=== Dataset section ===

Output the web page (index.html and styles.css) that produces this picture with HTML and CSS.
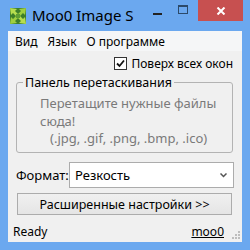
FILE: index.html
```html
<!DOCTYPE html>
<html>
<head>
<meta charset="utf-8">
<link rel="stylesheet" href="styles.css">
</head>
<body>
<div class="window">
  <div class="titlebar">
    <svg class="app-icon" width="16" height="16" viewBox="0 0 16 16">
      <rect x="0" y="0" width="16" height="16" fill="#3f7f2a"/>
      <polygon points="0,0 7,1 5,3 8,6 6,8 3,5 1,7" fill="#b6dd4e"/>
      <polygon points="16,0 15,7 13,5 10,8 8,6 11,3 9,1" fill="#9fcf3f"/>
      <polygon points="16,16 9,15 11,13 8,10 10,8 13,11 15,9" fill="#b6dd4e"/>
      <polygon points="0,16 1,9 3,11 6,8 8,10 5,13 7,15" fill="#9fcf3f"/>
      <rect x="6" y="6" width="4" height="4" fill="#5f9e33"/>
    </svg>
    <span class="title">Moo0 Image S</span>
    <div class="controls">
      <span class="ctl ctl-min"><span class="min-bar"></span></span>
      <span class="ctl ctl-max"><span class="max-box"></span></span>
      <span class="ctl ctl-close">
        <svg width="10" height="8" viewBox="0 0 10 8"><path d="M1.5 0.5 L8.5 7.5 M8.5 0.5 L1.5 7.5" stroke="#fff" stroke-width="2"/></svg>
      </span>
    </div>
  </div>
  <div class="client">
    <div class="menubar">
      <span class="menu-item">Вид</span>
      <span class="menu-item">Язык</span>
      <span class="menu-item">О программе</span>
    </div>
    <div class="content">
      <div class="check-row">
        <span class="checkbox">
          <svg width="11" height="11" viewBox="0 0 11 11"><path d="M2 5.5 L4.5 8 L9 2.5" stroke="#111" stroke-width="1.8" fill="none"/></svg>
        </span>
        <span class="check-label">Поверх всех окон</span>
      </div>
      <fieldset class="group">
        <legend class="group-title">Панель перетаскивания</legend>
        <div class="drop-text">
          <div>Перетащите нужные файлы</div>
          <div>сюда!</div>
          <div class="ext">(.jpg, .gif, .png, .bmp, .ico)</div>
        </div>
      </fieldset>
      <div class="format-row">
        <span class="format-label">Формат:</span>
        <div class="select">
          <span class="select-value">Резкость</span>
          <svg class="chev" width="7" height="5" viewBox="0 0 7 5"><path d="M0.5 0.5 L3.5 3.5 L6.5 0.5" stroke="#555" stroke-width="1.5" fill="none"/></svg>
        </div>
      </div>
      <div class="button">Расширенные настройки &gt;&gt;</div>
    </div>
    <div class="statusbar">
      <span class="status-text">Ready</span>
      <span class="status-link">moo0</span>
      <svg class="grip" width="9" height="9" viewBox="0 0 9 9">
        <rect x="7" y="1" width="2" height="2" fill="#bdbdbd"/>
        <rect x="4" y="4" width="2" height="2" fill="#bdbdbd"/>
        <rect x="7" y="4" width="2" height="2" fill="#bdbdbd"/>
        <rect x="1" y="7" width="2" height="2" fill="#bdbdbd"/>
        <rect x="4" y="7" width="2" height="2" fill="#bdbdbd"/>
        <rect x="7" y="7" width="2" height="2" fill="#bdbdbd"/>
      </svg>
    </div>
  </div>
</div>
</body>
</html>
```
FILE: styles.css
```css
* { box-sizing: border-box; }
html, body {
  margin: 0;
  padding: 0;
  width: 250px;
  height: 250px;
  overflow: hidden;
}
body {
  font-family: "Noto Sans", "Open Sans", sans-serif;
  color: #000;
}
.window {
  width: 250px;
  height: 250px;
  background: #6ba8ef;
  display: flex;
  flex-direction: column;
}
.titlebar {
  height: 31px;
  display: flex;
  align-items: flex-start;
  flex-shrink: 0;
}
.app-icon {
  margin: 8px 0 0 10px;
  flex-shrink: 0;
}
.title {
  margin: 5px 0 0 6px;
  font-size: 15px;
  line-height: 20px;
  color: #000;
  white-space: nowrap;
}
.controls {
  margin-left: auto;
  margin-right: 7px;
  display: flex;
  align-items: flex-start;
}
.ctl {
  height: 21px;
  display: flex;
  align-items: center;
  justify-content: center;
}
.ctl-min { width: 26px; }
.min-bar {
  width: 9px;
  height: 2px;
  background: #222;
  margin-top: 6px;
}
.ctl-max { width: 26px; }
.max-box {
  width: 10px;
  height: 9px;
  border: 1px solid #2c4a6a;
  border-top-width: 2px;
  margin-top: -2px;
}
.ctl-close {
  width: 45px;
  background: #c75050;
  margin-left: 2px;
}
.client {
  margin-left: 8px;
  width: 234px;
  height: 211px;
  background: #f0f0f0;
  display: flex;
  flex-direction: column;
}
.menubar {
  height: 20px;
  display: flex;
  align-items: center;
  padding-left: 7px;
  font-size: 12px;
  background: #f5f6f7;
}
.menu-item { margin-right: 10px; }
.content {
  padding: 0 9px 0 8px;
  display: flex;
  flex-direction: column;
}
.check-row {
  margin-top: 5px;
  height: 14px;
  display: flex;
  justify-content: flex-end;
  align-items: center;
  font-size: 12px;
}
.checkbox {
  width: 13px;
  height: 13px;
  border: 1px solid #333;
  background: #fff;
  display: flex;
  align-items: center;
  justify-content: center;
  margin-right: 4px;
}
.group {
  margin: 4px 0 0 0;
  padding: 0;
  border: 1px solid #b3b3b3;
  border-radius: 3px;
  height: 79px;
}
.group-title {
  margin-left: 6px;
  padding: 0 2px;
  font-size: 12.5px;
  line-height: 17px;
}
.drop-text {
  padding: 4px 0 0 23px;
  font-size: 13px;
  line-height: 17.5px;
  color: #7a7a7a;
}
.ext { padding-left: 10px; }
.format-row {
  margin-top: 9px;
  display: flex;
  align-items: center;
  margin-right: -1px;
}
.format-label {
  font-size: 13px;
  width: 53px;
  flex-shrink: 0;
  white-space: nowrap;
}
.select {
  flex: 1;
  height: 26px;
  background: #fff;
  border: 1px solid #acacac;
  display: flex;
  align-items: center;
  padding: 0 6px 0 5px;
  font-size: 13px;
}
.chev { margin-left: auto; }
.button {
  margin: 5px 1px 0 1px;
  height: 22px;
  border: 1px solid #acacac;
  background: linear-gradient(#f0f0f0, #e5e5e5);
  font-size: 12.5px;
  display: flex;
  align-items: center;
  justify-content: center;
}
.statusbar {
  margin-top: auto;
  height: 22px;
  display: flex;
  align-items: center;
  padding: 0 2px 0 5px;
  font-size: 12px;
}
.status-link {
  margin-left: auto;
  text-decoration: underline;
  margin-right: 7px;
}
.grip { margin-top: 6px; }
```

===

• Task to carry out
Return each line from the material above exactly, but not the pictures.

• Answer to this problem
Output the web page (index.html and styles.css) that produces this picture with HTML and CSS.
FILE: index.html
```html
<!DOCTYPE html>
<html>
<head>
<meta charset="utf-8">
<link rel="stylesheet" href="styles.css">
</head>
<body>
<div class="window">
  <div class="titlebar">
    <svg class="app-icon" width="16" height="16" viewBox="0 0 16 16">
      <rect x="0" y="0" width="16" height="16" fill="#3f7f2a"/>
      <polygon points="0,0 7,1 5,3 8,6 6,8 3,5 1,7" fill="#b6dd4e"/>
      <polygon points="16,0 15,7 13,5 10,8 8,6 11,3 9,1" fill="#9fcf3f"/>
      <polygon points="16,16 9,15 11,13 8,10 10,8 13,11 15,9" fill="#b6dd4e"/>
      <polygon points="0,16 1,9 3,11 6,8 8,10 5,13 7,15" fill="#9fcf3f"/>
      <rect x="6" y="6" width="4" height="4" fill="#5f9e33"/>
    </svg>
    <span class="title">Moo0 Image S</span>
    <div class="controls">
      <span class="ctl ctl-min"><span class="min-bar"></span></span>
      <span class="ctl ctl-max"><span class="max-box"></span></span>
      <span class="ctl ctl-close">
        <svg width="10" height="8" viewBox="0 0 10 8"><path d="M1.5 0.5 L8.5 7.5 M8.5 0.5 L1.5 7.5" stroke="#fff" stroke-width="2"/></svg>
      </span>
    </div>
  </div>
  <div class="client">
    <div class="menubar">
      <span class="menu-item">Вид</span>
      <span class="menu-item">Язык</span>
      <span class="menu-item">О программе</span>
    </div>
    <div class="content">
      <div class="check-row">
        <span class="checkbox">
          <svg width="11" height="11" viewBox="0 0 11 11"><path d="M2 5.5 L4.5 8 L9 2.5" stroke="#111" stroke-width="1.8" fill="none"/></svg>
        </span>
        <span class="check-label">Поверх всех окон</span>
      </div>
      <fieldset class="group">
        <legend class="group-title">Панель перетаскивания</legend>
        <div class="drop-text">
          <div>Перетащите нужные файлы</div>
          <div>сюда!</div>
          <div class="ext">(.jpg, .gif, .png, .bmp, .ico)</div>
        </div>
      </fieldset>
      <div class="format-row">
        <span class="format-label">Формат:</span>
        <div class="select">
          <span class="select-value">Резкость</span>
          <svg class="chev" width="7" height="5" viewBox="0 0 7 5"><path d="M0.5 0.5 L3.5 3.5 L6.5 0.5" stroke="#555" stroke-width="1.5" fill="none"/></svg>
        </div>
      </div>
      <div class="button">Расширенные настройки &gt;&gt;</div>
    </div>
    <div class="statusbar">
      <span class="status-text">Ready</span>
      <span class="status-link">moo0</span>
      <svg class="grip" width="9" height="9" viewBox="0 0 9 9">
        <rect x="7" y="1" width="2" height="2" fill="#bdbdbd"/>
        <rect x="4" y="4" width="2" height="2" fill="#bdbdbd"/>
        <rect x="7" y="4" width="2" height="2" fill="#bdbdbd"/>
        <rect x="1" y="7" width="2" height="2" fill="#bdbdbd"/>
        <rect x="4" y="7" width="2" height="2" fill="#bdbdbd"/>
        <rect x="7" y="7" width="2" height="2" fill="#bdbdbd"/>
      </svg>
    </div>
  </div>
</div>
</body>
</html>
```
FILE: styles.css
```css
* { box-sizing: border-box; }
html, body {
  margin: 0;
  padding: 0;
  width: 250px;
  height: 250px;
  overflow: hidden;
}
body {
  font-family: "Noto Sans", "Open Sans", sans-serif;
  color: #000;
}
.window {
  width: 250px;
  height: 250px;
  background: #6ba8ef;
  display: flex;
  flex-direction: column;
}
.titlebar {
  height: 31px;
  display: flex;
  align-items: flex-start;
  flex-shrink: 0;
}
.app-icon {
  margin: 8px 0 0 10px;
  flex-shrink: 0;
}
.title {
  margin: 5px 0 0 6px;
  font-size: 15px;
  line-height: 20px;
  color: #000;
  white-space: nowrap;
}
.controls {
  margin-left: auto;
  margin-right: 7px;
  display: flex;
  align-items: flex-start;
}
.ctl {
  height: 21px;
  display: flex;
  align-items: center;
  justify-content: center;
}
.ctl-min { width: 26px; }
.min-bar {
  width: 9px;
  height: 2px;
  background: #222;
  margin-top: 6px;
}
.ctl-max { width: 26px; }
.max-box {
  width: 10px;
  height: 9px;
  border: 1px solid #2c4a6a;
  border-top-width: 2px;
  margin-top: -2px;
}
.ctl-close {
  width: 45px;
  background: #c75050;
  margin-left: 2px;
}
.client {
  margin-left: 8px;
  width: 234px;
  height: 211px;
  background: #f0f0f0;
  display: flex;
  flex-direction: column;
}
.menubar {
  height: 20px;
  display: flex;
  align-items: center;
  padding-left: 7px;
  font-size: 12px;
  background: #f5f6f7;
}
.menu-item { margin-right: 10px; }
.content {
  padding: 0 9px 0 8px;
  display: flex;
  flex-direction: column;
}
.check-row {
  margin-top: 5px;
  height: 14px;
  display: flex;
  justify-content: flex-end;
  align-items: center;
  font-size: 12px;
}
.checkbox {
  width: 13px;
  height: 13px;
  border: 1px solid #333;
  background: #fff;
  display: flex;
  align-items: center;
  justify-content: center;
  margin-right: 4px;
}
.group {
  margin: 4px 0 0 0;
  padding: 0;
  border: 1px solid #b3b3b3;
  border-radius: 3px;
  height: 79px;
}
.group-title {
  margin-left: 6px;
  padding: 0 2px;
  font-size: 12.5px;
  line-height: 17px;
}
.drop-text {
  padding: 4px 0 0 23px;
  font-size: 13px;
  line-height: 17.5px;
  color: #7a7a7a;
}
.ext { padding-left: 10px; }
.format-row {
  margin-top: 9px;
  display: flex;
  align-items: center;
  margin-right: -1px;
}
.format-label {
  font-size: 13px;
  width: 53px;
  flex-shrink: 0;
  white-space: nowrap;
}
.select {
  flex: 1;
  height: 26px;
  background: #fff;
  border: 1px solid #acacac;
  display: flex;
  align-items: center;
  padding: 0 6px 0 5px;
  font-size: 13px;
}
.chev { margin-left: auto; }
.button {
  margin: 5px 1px 0 1px;
  height: 22px;
  border: 1px solid #acacac;
  background: linear-gradient(#f0f0f0, #e5e5e5);
  font-size: 12.5px;
  display: flex;
  align-items: center;
  justify-content: center;
}
.statusbar {
  margin-top: auto;
  height: 22px;
  display: flex;
  align-items: center;
  padding: 0 2px 0 5px;
  font-size: 12px;
}
.status-link {
  margin-left: auto;
  text-decoration: underline;
  margin-right: 7px;
}
.grip { margin-top: 6px; }
```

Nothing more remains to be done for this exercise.